### What you will do
Only lines holding the word "component" should be copied from the material.

### Information supplied
########
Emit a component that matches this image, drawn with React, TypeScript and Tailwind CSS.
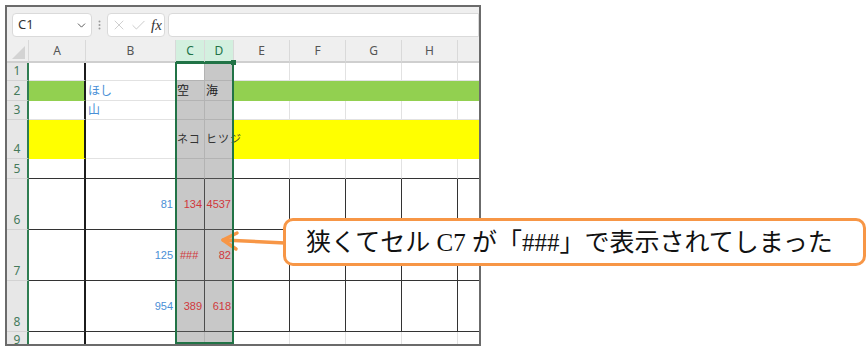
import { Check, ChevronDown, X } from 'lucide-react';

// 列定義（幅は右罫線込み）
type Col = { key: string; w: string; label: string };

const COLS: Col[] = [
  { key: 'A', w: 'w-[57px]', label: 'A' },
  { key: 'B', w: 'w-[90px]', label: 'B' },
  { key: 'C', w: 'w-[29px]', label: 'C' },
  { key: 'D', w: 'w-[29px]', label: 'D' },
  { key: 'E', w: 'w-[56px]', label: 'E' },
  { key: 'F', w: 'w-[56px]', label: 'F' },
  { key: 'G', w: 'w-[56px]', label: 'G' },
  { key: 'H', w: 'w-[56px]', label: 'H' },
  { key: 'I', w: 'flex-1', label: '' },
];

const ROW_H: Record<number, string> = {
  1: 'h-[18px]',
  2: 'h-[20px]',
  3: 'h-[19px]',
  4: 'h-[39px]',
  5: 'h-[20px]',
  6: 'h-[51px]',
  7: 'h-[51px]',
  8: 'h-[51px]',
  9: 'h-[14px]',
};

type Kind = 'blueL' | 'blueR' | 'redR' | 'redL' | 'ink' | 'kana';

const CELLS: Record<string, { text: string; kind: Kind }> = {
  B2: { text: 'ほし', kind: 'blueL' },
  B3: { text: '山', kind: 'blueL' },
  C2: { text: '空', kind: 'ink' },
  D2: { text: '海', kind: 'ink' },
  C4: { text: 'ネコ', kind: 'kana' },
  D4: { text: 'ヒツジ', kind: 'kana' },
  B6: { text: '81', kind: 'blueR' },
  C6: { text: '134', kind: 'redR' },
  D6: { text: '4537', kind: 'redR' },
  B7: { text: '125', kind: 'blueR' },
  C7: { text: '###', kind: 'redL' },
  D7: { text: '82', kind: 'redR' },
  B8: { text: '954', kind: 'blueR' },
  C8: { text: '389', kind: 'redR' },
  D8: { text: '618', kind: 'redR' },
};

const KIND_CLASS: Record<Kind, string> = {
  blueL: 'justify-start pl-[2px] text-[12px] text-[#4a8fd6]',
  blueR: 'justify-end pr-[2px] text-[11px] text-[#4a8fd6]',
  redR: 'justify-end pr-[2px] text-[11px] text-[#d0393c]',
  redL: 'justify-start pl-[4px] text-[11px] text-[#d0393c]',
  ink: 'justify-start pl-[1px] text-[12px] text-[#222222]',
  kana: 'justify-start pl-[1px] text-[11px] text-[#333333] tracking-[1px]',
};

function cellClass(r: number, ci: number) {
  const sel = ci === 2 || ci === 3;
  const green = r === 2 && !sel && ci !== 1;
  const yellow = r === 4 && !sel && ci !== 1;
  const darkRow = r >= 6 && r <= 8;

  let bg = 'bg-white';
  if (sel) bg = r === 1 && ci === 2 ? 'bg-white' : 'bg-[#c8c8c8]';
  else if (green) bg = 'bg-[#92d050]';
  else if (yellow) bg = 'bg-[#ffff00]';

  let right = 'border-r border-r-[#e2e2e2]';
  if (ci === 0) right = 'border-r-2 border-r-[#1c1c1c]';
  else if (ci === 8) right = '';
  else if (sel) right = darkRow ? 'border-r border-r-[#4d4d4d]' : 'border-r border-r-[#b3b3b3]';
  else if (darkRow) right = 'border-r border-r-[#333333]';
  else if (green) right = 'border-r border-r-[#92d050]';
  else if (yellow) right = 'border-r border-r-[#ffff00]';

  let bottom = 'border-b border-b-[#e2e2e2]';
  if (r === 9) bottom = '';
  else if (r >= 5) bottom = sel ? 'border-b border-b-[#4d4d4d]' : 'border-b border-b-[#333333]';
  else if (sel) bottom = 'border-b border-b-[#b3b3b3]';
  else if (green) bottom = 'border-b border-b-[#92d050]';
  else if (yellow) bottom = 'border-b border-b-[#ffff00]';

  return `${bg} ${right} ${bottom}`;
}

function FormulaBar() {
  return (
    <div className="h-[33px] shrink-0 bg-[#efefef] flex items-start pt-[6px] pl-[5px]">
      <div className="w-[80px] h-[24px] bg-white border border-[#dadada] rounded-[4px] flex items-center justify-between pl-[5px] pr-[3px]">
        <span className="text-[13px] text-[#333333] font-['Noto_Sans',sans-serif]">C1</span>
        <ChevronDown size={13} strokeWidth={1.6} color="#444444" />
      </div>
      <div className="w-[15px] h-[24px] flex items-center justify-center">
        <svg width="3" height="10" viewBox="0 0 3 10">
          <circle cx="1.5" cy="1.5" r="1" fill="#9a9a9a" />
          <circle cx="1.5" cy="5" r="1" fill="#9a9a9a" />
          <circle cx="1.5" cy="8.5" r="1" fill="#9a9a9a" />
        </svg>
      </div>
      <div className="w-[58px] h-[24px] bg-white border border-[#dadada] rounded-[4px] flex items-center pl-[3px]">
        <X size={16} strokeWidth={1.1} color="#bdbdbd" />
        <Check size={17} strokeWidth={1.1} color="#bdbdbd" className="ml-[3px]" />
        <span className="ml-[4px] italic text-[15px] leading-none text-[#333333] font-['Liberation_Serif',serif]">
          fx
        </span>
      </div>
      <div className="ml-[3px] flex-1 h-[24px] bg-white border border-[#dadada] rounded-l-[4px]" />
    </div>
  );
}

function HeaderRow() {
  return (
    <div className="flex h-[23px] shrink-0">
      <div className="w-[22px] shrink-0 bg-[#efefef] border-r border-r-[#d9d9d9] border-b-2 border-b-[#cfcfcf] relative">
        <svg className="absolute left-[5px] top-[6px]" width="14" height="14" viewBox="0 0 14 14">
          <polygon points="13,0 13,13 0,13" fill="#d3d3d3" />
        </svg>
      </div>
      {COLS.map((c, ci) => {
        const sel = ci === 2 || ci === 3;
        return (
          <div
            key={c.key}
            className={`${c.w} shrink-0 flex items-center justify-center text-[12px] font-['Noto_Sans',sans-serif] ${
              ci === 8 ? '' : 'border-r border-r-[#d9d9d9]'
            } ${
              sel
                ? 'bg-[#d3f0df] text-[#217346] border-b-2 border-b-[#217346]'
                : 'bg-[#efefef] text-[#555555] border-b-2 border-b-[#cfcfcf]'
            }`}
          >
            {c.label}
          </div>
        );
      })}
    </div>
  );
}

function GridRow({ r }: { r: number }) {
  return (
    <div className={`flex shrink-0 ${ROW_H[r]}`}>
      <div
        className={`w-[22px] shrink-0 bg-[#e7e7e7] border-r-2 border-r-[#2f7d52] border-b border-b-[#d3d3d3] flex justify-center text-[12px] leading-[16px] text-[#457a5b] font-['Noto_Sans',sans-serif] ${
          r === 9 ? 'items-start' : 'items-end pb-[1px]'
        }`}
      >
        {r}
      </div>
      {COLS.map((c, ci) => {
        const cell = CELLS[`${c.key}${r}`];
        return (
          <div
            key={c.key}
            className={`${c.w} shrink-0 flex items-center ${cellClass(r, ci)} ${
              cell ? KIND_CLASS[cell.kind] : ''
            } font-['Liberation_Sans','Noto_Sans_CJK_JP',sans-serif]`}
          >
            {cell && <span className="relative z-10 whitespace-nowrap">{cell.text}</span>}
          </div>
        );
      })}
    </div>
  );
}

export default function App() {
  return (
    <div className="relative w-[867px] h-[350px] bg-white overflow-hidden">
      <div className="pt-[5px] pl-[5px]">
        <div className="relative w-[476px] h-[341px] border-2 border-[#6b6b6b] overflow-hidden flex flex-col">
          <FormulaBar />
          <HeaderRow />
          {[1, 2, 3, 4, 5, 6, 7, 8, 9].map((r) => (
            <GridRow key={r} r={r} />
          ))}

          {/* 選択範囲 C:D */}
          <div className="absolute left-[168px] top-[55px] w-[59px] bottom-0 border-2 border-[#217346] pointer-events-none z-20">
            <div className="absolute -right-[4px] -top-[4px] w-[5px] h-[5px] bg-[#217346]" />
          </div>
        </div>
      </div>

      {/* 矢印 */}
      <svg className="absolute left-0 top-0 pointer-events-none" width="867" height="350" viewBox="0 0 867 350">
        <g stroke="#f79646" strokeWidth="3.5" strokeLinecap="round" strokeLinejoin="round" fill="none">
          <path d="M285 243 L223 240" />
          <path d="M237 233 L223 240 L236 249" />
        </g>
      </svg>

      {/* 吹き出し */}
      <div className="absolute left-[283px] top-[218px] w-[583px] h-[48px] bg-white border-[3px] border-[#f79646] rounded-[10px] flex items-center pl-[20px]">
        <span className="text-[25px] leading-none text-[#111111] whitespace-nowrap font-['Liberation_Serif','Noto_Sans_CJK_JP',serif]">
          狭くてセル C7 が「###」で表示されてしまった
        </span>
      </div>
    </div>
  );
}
########
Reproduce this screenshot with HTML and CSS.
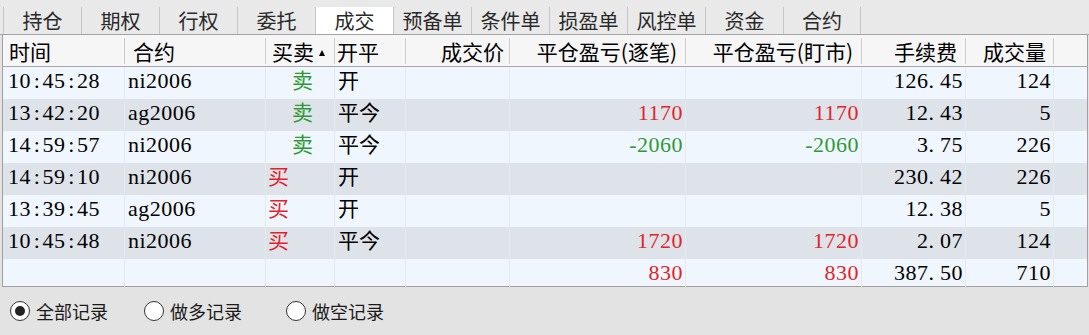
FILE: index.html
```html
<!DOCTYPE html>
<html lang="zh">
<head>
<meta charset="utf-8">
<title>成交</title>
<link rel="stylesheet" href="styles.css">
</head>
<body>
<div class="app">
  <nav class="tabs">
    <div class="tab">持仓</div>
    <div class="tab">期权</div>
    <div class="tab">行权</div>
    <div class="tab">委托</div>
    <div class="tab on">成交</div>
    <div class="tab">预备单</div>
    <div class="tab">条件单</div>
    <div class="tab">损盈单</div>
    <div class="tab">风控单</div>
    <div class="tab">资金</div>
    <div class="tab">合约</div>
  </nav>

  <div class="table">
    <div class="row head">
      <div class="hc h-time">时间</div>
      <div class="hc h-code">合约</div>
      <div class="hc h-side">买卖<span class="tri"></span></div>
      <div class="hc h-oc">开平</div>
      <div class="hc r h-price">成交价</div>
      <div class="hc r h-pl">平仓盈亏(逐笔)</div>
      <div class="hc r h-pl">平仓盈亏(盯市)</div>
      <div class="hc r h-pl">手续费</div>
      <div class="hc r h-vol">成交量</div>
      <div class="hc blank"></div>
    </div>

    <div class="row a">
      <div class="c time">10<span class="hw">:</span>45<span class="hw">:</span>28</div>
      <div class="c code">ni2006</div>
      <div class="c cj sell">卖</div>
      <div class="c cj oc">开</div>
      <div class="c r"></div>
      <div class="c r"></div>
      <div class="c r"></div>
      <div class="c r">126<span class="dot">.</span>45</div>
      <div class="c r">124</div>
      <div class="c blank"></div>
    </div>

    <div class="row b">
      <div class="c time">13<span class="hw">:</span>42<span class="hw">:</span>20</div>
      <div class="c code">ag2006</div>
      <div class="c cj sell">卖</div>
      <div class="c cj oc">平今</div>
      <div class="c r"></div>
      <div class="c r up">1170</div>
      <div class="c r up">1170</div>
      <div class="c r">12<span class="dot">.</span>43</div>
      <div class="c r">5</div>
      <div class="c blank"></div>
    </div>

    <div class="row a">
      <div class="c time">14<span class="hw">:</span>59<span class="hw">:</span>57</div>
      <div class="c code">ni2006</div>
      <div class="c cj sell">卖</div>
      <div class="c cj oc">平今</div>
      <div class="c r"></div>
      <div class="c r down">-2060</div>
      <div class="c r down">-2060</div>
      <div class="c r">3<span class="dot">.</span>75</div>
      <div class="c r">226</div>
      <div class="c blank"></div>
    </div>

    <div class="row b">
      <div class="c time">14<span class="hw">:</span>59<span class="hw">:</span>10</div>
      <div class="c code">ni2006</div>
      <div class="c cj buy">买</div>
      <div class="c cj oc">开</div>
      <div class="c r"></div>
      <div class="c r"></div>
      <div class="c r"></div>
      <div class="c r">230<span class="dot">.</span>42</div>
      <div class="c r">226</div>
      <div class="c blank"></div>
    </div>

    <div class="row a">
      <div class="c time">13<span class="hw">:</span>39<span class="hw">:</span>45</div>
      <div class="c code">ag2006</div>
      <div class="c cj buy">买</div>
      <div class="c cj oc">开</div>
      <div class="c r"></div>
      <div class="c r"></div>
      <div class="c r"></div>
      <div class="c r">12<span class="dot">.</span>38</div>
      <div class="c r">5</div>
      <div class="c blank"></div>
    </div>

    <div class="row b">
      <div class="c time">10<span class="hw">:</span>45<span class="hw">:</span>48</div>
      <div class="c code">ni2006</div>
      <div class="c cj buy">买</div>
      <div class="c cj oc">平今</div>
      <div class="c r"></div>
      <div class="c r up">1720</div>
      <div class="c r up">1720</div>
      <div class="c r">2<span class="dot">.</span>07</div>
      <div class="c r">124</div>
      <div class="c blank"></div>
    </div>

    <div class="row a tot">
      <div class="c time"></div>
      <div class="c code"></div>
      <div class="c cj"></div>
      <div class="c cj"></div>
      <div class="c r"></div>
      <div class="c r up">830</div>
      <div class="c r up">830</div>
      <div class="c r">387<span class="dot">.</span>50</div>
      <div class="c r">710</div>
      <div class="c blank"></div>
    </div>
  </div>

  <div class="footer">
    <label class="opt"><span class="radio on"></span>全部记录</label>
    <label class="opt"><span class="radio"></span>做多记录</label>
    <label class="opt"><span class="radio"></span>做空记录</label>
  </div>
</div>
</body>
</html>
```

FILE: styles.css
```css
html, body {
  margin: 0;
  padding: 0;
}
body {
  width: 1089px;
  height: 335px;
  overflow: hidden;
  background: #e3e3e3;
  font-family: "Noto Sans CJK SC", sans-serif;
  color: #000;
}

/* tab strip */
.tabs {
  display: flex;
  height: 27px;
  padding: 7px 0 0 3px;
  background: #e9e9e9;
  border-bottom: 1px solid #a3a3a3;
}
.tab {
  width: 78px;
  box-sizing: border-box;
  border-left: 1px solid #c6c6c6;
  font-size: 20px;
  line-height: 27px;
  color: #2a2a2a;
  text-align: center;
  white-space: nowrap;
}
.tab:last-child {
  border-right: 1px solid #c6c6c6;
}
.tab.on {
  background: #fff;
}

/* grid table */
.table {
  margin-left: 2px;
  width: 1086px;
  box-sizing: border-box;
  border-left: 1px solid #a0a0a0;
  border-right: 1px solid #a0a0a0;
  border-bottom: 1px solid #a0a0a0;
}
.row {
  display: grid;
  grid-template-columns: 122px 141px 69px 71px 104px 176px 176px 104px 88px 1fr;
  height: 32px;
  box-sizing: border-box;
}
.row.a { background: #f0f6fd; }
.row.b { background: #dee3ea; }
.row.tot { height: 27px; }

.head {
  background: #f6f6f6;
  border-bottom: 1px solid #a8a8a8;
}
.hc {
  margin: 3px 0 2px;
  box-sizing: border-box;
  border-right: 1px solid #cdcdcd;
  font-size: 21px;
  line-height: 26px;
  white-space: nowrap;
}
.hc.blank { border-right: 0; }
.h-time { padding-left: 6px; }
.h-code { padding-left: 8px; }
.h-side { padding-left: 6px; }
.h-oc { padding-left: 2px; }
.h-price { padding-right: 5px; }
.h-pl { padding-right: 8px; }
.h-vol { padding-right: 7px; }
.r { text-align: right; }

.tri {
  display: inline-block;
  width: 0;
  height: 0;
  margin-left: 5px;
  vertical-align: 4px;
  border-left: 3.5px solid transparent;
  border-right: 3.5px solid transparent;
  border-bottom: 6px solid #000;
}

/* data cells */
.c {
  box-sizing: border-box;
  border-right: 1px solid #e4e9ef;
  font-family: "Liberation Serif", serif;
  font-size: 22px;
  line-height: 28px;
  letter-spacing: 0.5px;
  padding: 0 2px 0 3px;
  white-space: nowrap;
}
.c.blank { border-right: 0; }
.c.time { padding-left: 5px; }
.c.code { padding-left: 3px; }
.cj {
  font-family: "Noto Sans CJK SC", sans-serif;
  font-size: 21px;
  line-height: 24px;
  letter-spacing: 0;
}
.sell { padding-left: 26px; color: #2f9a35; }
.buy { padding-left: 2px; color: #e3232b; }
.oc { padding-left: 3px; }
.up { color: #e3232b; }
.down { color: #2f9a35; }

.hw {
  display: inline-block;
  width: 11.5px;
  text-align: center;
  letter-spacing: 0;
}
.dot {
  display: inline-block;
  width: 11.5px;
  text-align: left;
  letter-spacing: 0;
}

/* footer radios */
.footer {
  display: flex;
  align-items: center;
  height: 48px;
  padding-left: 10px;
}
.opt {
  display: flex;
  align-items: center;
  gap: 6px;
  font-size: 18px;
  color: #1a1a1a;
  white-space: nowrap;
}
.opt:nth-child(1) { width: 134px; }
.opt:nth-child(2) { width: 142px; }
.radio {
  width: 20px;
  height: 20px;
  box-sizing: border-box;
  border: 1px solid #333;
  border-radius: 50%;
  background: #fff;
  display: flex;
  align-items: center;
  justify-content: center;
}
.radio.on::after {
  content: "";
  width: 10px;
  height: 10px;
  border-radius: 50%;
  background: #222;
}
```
########
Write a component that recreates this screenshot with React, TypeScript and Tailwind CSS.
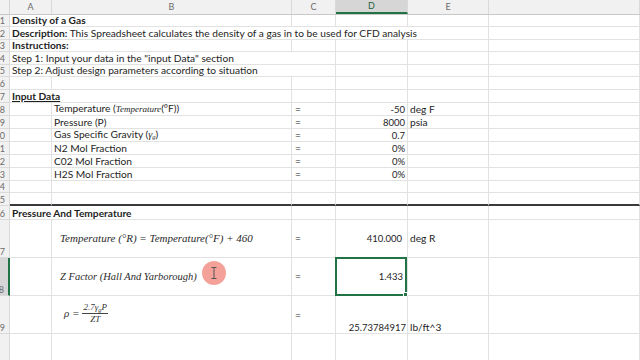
########
### Full solution
Emit a component that matches this image, drawn with React, TypeScript and Tailwind CSS.
Write a component that recreates this screenshot with React, TypeScript and Tailwind CSS.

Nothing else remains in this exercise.